The primary reason, says O’Brien, is because the probate codes require that the executor submit signed receipts from all the beneficiaries. “And of course,” O’Brien adds, “animals can’t sign anything.”
Take Changes Seriously
Fact 7: Your scribbles mean nothing.
If you thought you could simply scratch out one section of your will and write in a change — even a minor one — think again. “The original document is what the court will look at,” says Randolph Rice, attorney and owner of the Law Offices of Randolph Rice. “Items scratched out have no validity, unless you sign by the change and have two witnesses verify you signed it.”
Additionally, if there are too many scribbles in your will, that can cause problems for your family in the future, too. “It’s best to draft a new will, so your family can avoid litigations down the road about what is and isn’t valid in your will,” says Rice.
Fact 8: More and more people are including what to do about their digital legacy in their wills.
As a writer with a professional website, a blog and a whole bunch of social media channels, one of the first things I considered when drafting my will was how I could leave all those assets to my husband to make sure they are handled properly when I’m gone. Surprisingly, a lot of people are considering the same thing these days. “When people die, they no longer leave behind only physical personal belongings,” says Rice.
He sees more and more people considering who they want to hold the key to all of their passwords, social media accounts, photos, music, websites, blogs, financial accounts and email accounts, among other things. He cautions will creators to consider if they want to leave their photographs or music library to one special person or if certain accounts should be deleted after your death.
Wills Are Universal
Fact 9: You probably don’t need to draft a new will if you move states.
Rice often comes across people in his practice who think they need to draft a new will when they move across state lines.
“This generally isn’t true,” he says. “Under Maryland law, we accept wills from any state. This reciprocity understanding is almost universal across many states.”
Think About Your Ex
Fact 10: Without a will, you could be leaving your ex in charge of your estate.
In some states, if you are a divorced parent with minor children and something happens to you without a will in place, you could be empowering your ex-spouse to act as the administrator of your estate.
“It is one of the unexpected and terrible outcomes of not having a will in New York state,” says Joann Palumbo, counsel with Tarter Krinsky & Drogin LLP. “If you don’t want your ex rifling through your intimate apparel and very personal papers after your death, you need to run, not walk, to your attorney’s office and sign a will.”
Wills Aren’t the End All Be All
Fact 11: The will is actually the least important document in your estate plan.
This one really surprised me when I learned about it: According to Patrick Simasko, attorney and wealth preservation specialist at Simasko Law, “most estates are distributed to the beneficiary [or the person who stands to inherit something from your will] pursuant to a joint ownership or a beneficiary on an account. These accounts supersede the last will and testament.”

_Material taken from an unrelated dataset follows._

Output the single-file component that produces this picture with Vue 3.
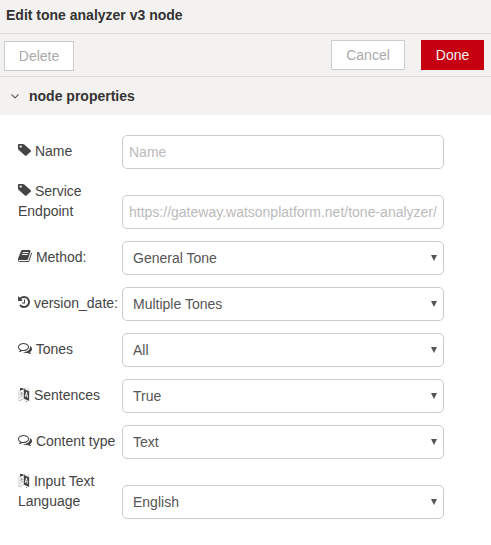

In other words, even if your will lists that all your assets should be divided among your three children, if your oldest son is the beneficiary listed on your house, bank accounts, IRA and life insurance, then those assets will only go to your oldest son. “The will won’t come into play at all,” says Simasko.
Fact 12: In many states, there is no automatic inheritance to the children.
If your intention is absolutely to leave your assets to your children if something happens to you, you’ll need more than just a will. “If both parents have passed and even if they leave a will, their property can still end up in court in California if it’s more than $150,000,” says Aastha Madaan, an estate planning attorney with Madaan Law, P.C. “The only definitive way to avoid the property ending up in court is to create and maintain a living trust.”
Check with your lawyer for your state's specific laws or to find out how to create a living trust, which is a written legal document that places your assets into a trust that can then be transferred to your designated beneficiaries after your death.